THE colourful artworks were eye-catching, but they had a serious message – to highlight the consequences of the illegal tiger trade and dangers faced by one of the largest cat species.
Tiger Beer hosted the 3890Tigers campaign finale on Global Tiger Day, marking the end of its month-long global 3890Tigers campaign in collaboration with the World Wide Fund for Nature (WWF).
The Square at Publika Kuala Lumpur was turned into a showcase featuring tiger-inspired art pieces to represent the 250 Malayan tigers left in the wild.
The paintings, sculptures and installations were created by some 20 artists, including local talents such as Kenji Chai, Sly Fox Crew, Caryn Koh, Stephen Lau, MonoEvolve, Nestwo, Kangblabla and Malaysia Origami Association.
The art pieces all had common themes – to highlight the threats facing the iconic species, such as body part trade, poaching and deforestation, and to protect the remaining tiger population, an estimated 3,890 are said to be left in the wild.
The public could also show their support by bidding for their favourite art pieces via a silent auction, with the proceeds channelled to WWF’s conservation efforts.
“I do my part as a responsible human being by spreading awareness via my art through the 3890Tigers campaign,” said Chai, who mixes cute and vibrant imagery with adult subject matter for his street art works.
His Fade Away artworks were created based on the concept of appreciating animals and nature, and the importance of both elements to humankind.
“If you take a closer look at my art pieces, you can see the tiger image is made out of leaf motifs that are fading.

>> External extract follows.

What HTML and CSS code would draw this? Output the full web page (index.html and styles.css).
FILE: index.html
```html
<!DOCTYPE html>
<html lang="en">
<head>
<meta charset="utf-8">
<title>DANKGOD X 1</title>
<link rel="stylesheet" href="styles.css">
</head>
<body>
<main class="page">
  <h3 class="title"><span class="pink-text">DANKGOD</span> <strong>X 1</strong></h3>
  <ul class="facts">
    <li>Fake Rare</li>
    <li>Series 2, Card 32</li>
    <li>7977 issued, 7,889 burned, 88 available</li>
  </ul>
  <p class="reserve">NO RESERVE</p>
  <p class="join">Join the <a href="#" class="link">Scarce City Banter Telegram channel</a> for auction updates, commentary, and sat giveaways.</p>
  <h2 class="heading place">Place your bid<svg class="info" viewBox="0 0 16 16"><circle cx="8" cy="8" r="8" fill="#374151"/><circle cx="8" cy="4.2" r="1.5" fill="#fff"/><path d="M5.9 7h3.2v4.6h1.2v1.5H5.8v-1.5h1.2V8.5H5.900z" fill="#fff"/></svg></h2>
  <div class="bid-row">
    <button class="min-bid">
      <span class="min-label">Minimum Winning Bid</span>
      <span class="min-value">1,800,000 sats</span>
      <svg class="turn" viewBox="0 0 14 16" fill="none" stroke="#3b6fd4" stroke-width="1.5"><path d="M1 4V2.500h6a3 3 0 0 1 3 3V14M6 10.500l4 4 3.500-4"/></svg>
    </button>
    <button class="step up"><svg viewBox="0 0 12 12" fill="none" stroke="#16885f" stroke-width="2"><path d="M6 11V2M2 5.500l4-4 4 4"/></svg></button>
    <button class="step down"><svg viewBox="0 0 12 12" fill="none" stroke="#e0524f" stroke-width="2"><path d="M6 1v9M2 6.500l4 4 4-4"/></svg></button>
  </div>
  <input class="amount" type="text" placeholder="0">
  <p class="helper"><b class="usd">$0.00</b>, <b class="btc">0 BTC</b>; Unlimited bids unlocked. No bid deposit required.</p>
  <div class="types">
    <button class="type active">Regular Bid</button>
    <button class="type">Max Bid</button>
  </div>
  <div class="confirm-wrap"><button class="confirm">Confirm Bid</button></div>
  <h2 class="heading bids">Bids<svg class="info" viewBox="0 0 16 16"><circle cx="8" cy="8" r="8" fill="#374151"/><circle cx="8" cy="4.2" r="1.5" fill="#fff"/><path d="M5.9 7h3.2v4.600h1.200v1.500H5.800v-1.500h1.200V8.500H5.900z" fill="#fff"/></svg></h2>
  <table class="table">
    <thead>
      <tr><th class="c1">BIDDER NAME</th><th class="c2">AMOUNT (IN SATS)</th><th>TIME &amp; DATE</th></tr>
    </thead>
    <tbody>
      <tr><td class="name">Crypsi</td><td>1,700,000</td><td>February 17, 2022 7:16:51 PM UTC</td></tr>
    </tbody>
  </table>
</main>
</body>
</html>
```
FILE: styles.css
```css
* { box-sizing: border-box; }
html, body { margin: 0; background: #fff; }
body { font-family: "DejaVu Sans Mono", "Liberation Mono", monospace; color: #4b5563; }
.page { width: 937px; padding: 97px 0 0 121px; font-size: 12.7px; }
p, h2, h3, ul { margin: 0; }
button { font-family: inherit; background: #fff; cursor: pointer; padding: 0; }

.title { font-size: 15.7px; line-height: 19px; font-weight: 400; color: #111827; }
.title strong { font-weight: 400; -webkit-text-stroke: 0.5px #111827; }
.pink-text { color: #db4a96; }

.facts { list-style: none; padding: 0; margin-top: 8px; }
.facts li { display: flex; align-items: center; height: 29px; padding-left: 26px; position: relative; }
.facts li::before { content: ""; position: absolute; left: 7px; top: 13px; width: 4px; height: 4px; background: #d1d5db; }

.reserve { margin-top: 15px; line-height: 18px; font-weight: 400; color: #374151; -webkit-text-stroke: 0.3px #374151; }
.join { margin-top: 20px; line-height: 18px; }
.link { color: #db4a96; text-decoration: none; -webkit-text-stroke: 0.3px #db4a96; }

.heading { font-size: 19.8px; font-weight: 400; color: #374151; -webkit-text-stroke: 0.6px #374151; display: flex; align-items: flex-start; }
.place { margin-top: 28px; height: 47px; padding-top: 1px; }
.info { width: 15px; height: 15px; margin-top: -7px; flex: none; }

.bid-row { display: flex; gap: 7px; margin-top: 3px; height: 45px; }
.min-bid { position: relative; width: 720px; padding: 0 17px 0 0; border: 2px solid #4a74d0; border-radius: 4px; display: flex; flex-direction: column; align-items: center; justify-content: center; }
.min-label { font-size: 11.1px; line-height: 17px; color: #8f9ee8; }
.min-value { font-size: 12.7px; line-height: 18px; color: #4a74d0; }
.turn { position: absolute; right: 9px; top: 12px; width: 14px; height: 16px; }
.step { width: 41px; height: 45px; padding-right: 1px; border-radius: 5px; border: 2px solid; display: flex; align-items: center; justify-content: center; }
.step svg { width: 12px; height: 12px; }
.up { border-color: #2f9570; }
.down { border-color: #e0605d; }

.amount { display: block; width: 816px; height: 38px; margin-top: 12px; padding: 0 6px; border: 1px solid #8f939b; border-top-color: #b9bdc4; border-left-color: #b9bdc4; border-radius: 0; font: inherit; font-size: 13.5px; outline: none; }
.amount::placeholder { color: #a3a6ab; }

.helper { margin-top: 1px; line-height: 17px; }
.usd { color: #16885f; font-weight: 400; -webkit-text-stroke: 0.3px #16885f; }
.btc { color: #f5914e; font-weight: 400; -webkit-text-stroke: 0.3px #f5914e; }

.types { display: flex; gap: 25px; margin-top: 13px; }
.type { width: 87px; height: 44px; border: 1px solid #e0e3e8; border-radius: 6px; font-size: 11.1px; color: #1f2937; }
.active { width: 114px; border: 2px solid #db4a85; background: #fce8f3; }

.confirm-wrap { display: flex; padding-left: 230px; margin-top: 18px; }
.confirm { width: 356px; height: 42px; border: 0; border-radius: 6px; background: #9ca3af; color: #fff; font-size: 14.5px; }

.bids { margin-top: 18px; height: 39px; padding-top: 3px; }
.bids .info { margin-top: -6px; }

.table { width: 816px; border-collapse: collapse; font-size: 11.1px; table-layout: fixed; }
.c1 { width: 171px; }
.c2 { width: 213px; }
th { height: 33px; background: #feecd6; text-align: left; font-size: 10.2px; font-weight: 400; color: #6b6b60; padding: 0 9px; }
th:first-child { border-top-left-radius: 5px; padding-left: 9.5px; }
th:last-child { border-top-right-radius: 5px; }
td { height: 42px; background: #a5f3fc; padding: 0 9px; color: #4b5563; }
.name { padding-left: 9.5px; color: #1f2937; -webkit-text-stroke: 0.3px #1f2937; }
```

“We need to realise that these symbols of nature will soon disappear if we continue to neglect and not care about the tigers’ plight.
“If nothing is done now, future generations will not have the opportunity to see the beautiful creatures, and all that is left would be photos and videos,” said Chai.

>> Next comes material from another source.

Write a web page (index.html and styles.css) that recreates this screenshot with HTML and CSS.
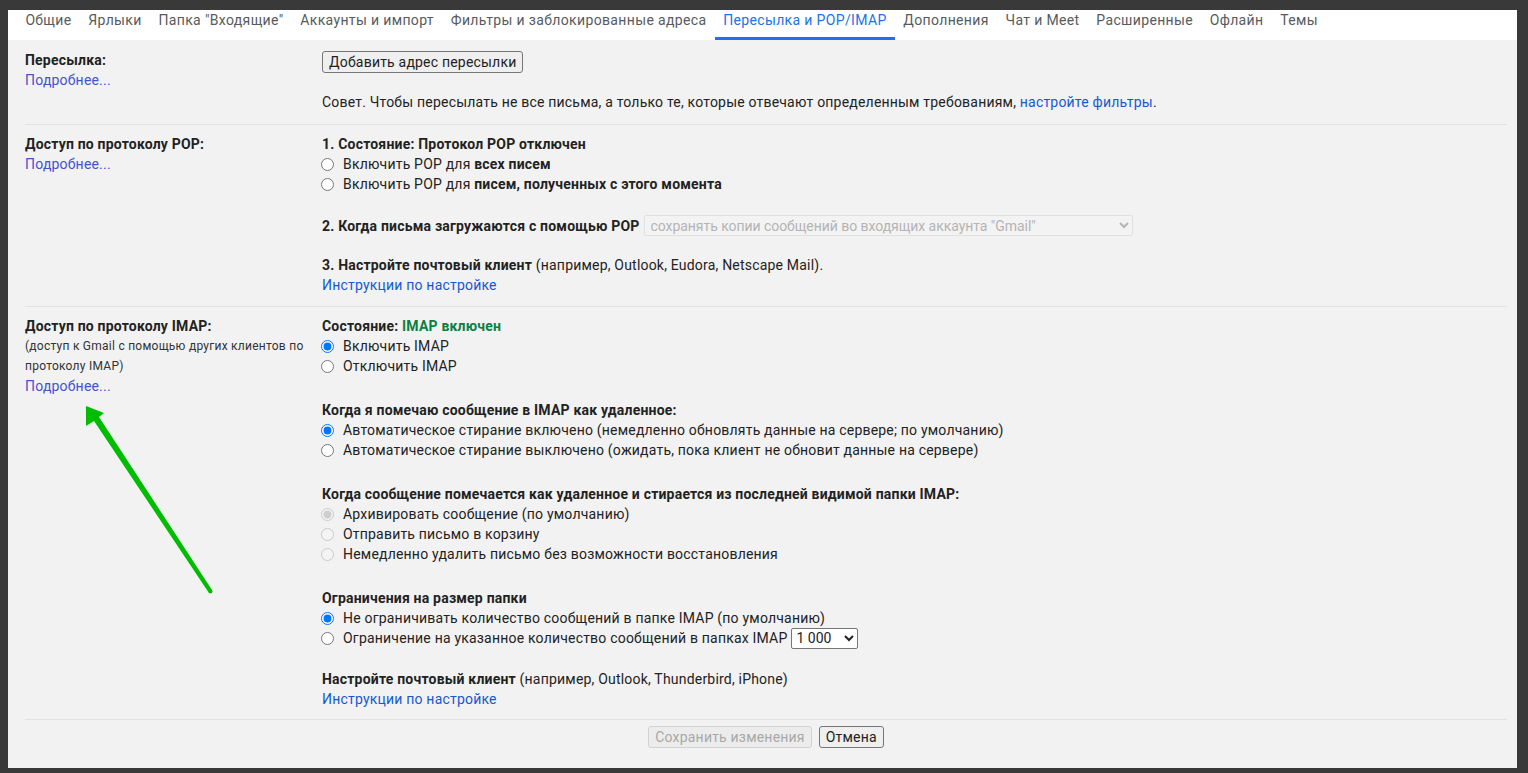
FILE: index.html
```html
<!DOCTYPE html>
<html lang="ru">
<head>
<meta charset="utf-8">
<title>Настройки</title>
<link rel="stylesheet" href="styles.css">
</head>
<body>
<div class="frame">
  <nav class="tabs">
    <span class="tab">Общие</span>
    <span class="tab">Ярлыки</span>
    <span class="tab">Папка "Входящие"</span>
    <span class="tab">Аккаунты и импорт</span>
    <span class="tab">Фильтры и заблокированные адреса</span>
    <span class="tab active">Пересылка и POP/IMAP</span>
    <span class="tab">Дополнения</span>
    <span class="tab">Чат и Meet</span>
    <span class="tab">Расширенные</span>
    <span class="tab">Офлайн</span>
    <span class="tab">Темы</span>
  </nav>

  <section class="row row-fwd">
    <div class="label-col">
      <div class="label">Пересылка:</div>
      <a class="more">Подробнее...</a>
    </div>
    <div class="value-col">
      <button class="btn btn-add">Добавить адрес пересылки</button>
      <p class="line tip">Совет. Чтобы пересылать не все письма, а только те, которые отвечают определенным требованиям, <a class="link">настройте фильтры</a>.</p>
    </div>
  </section>

  <section class="row row-pop">
    <div class="label-col">
      <div class="label">Доступ по протоколу POP:</div>
      <a class="more">Подробнее...</a>
    </div>
    <div class="value-col">
      <div class="line"><b>1. Состояние: Протокол POP отключен</b></div>
      <label class="opt"><input type="radio" name="pop"><span>Включить POP для <b>всех писем</b></span></label>
      <label class="opt"><input type="radio" name="pop"><span>Включить POP для <b>писем, полученных с этого момента</b></span></label>
      <div class="line select-line gap-21">
        <b>2. Когда письма загружаются с помощью POP</b>
        <select class="sel-pop" disabled><option>сохранять копии сообщений во входящих аккаунта "Gmail"</option></select>
      </div>
      <div class="line gap-19"><b>3. Настройте почтовый клиент</b> (например, Outlook, Eudora, Netscape Mail).</div>
      <div class="line"><a class="link">Инструкции по настройке</a></div>
    </div>
  </section>

  <section class="row row-imap">
    <div class="label-col">
      <div class="label">Доступ по протоколу IMAP:</div>
      <div class="note">(доступ к Gmail с помощью других клиентов по протоколу IMAP)</div>
      <a class="more">Подробнее...</a>
    </div>
    <div class="value-col">
      <div class="line"><b>Состояние: <span class="on">IMAP включен</span></b></div>
      <label class="opt"><input type="radio" name="imap" checked><span>Включить IMAP</span></label>
      <label class="opt"><input type="radio" name="imap"><span>Отключить IMAP</span></label>

      <div class="line gap-24"><b>Когда я помечаю сообщение в IMAP как удаленное:</b></div>
      <label class="opt"><input type="radio" name="del" checked><span>Автоматическое стирание включено (немедленно обновлять данные на сервере; по умолчанию)</span></label>
      <label class="opt"><input type="radio" name="del"><span>Автоматическое стирание выключено (ожидать, пока клиент не обновит данные на сервере)</span></label>

      <div class="line gap-24"><b>Когда сообщение помечается как удаленное и стирается из последней видимой папки IMAP:</b></div>
      <label class="opt"><input type="radio" name="exp" checked disabled><span>Архивировать сообщение (по умолчанию)</span></label>
      <label class="opt"><input type="radio" name="exp" disabled><span>Отправить письмо в корзину</span></label>
      <label class="opt"><input type="radio" name="exp" disabled><span>Немедленно удалить письмо без возможности восстановления</span></label>

      <div class="line gap-24"><b>Ограничения на размер папки</b></div>
      <label class="opt"><input type="radio" name="lim" checked><span>Не ограничивать количество сообщений в папке IMAP (по умолчанию)</span></label>
      <label class="opt"><input type="radio" name="lim"><span>Ограничение на указанное количество сообщений в папках IMAP</span><select class="sel-num"><option>1 000</option></select></label>

      <div class="line gap-21"><b>Настройте почтовый клиент</b> (например, Outlook, Thunderbird, iPhone)</div>
      <div class="line"><a class="link">Инструкции по настройке</a></div>
    </div>
  </section>

  <footer class="actions">
    <button class="btn" disabled>Сохранить изменения</button>
    <button class="btn">Отмена</button>
  </footer>
</div>

<svg class="arrow" width="1528" height="773" viewBox="0 0 1528 773" aria-hidden="true">
  <polygon points="86,406 104,413 99,417 212,590 209,593 94,421 86,426" fill="#00bd00"/>
  <circle cx="210.5" cy="591.5" r="2" fill="#00bd00"/>
</svg>
</body>
</html>
```

FILE: styles.css
```css
html, body {
  margin: 0;
  padding: 0;
}

body {
  background: #393939;
  width: 1528px;
  height: 773px;
  overflow: hidden;
  position: relative;
  font-family: Roboto, "Liberation Sans", Arial, sans-serif;
  font-size: 14px;
  letter-spacing: 0.2px;
  color: #222;
}

.frame {
  margin: 10px 0 0 8px;
  width: 1509px;
  height: 758px;
  background: #f2f2f2;
  box-sizing: border-box;
}

.tabs {
  display: flex;
  background: #fff;
  height: 30px;
  padding-left: 9px;
  box-sizing: border-box;
}

.tab {
  display: block;
  padding: 0 8.4px 7px;
  line-height: 20px;
  border-bottom: 3px solid transparent;
  color: #575b60;
  letter-spacing: 0.35px;
  white-space: nowrap;
}

.tab.active {
  color: #1a73e8;
  border-bottom-color: #1a73e8;
}

.row {
  display: grid;
  grid-template-columns: 297px 1fr;
  margin: 0 10px 0 17px;
  border-bottom: 1px solid #e2e2e2;
}

.row-fwd { padding: 10px 0 12px; }
.row-pop { padding: 9px 0 11px; }
.row-imap { padding: 9px 0 10px; }

.label-col {
  display: flex;
  flex-direction: column;
  align-items: flex-start;
  padding-right: 4px;
  line-height: 20px;
}

.label {
  font-weight: bold;
}

.note {
  font-size: 12px;
  line-height: 20px;
  letter-spacing: 0.25px;
  color: #333;
}

.more {
  color: #4353cf;
  cursor: pointer;
}

.link {
  color: #1558d6;
  cursor: pointer;
}

.value-col {
  display: flex;
  flex-direction: column;
  align-items: flex-start;
  line-height: 20px;
}

.line {
  margin: 0;
  min-height: 20px;
}

.tip { margin-top: 19px; }

.gap-19 { margin-top: 19px; }
.gap-21 { margin-top: 21px; }
.gap-24 { margin-top: 24px; }

.select-line {
  display: flex;
  align-items: center;
  height: 21px;
  gap: 4px;
}

.opt {
  display: flex;
  align-items: center;
  height: 20px;
  white-space: nowrap;
}

.opt input {
  width: 13px;
  height: 13px;
  margin: 0 9px 0 -1px;
}

.on {
  color: #0b8043;
}

.btn {
  font-family: Roboto, "Liberation Sans", Arial, sans-serif;
  font-size: 14px;
  letter-spacing: 0.2px;
  height: 22px;
  padding: 0 6px;
  line-height: 18px;
  color: #222;
  background: #efefef;
  border: 1px solid #767676;
  border-radius: 3px;
}

.btn:disabled {
  color: #a8a8a8;
  background: #ececec;
  border-color: #d2d2d2;
}

.btn-add {
  margin-top: 1px;
}

.sel-pop {
  width: 489px;
  height: 21px;
  font-family: Roboto, "Liberation Sans", Arial, sans-serif;
  font-size: 14px;
  letter-spacing: -0.05px;
  color: #9a9a9a;
  background: #f4f4f4;
  border: 1px solid #d9d9d9;
  border-radius: 2px;
  padding: 0 2px;
}

.sel-num {
  width: 67px;
  height: 21px;
  margin-left: 4px;
  font-family: Roboto, "Liberation Sans", Arial, sans-serif;
  font-size: 14px;
  color: #222;
  background: #fff;
  border: 1px solid #767676;
  border-radius: 2px;
}

.actions {
  display: flex;
  justify-content: center;
  gap: 7px;
  padding: 6px 10px 0 17px;
}

.arrow {
  position: absolute;
  left: 0;
  top: 0;
  pointer-events: none;
}
```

In addition, Tiger Beer announced that US$1mil (RM4.28mil) would be donated to WWF in a bid to help protect tigers in the wild.
“We wanted to add on to the contribution by having a silent auction of the art pieces,” said Tiger Beer marketing manager Jessie Chuah.
“Although we have come to the end of the 3890Tigers campaign, this only marks the beginning for the public who are now aware of the severity of this situation.
“We hope the power of the digital platform will continue to educate netizens and spread awareness of illegal tiger trade, until the day we see an increase in the number of tigers,” she said.
Besides viewing the art pieces up close, visitors joined in activities such as body marbling, origami and jigsaw mural, as well as enjoyed food and Tiger Beer offered by selected eateries.
For the 3890Tigers campaign, Tiger Beer removed the iconic tiger on the logo across all its packaging to pose the question: “Can you imagine a world without tigers?”
The public showed their support for the cause by uploading and personalising their selfies on 3890Tigers.com, then sharing the final output on social media.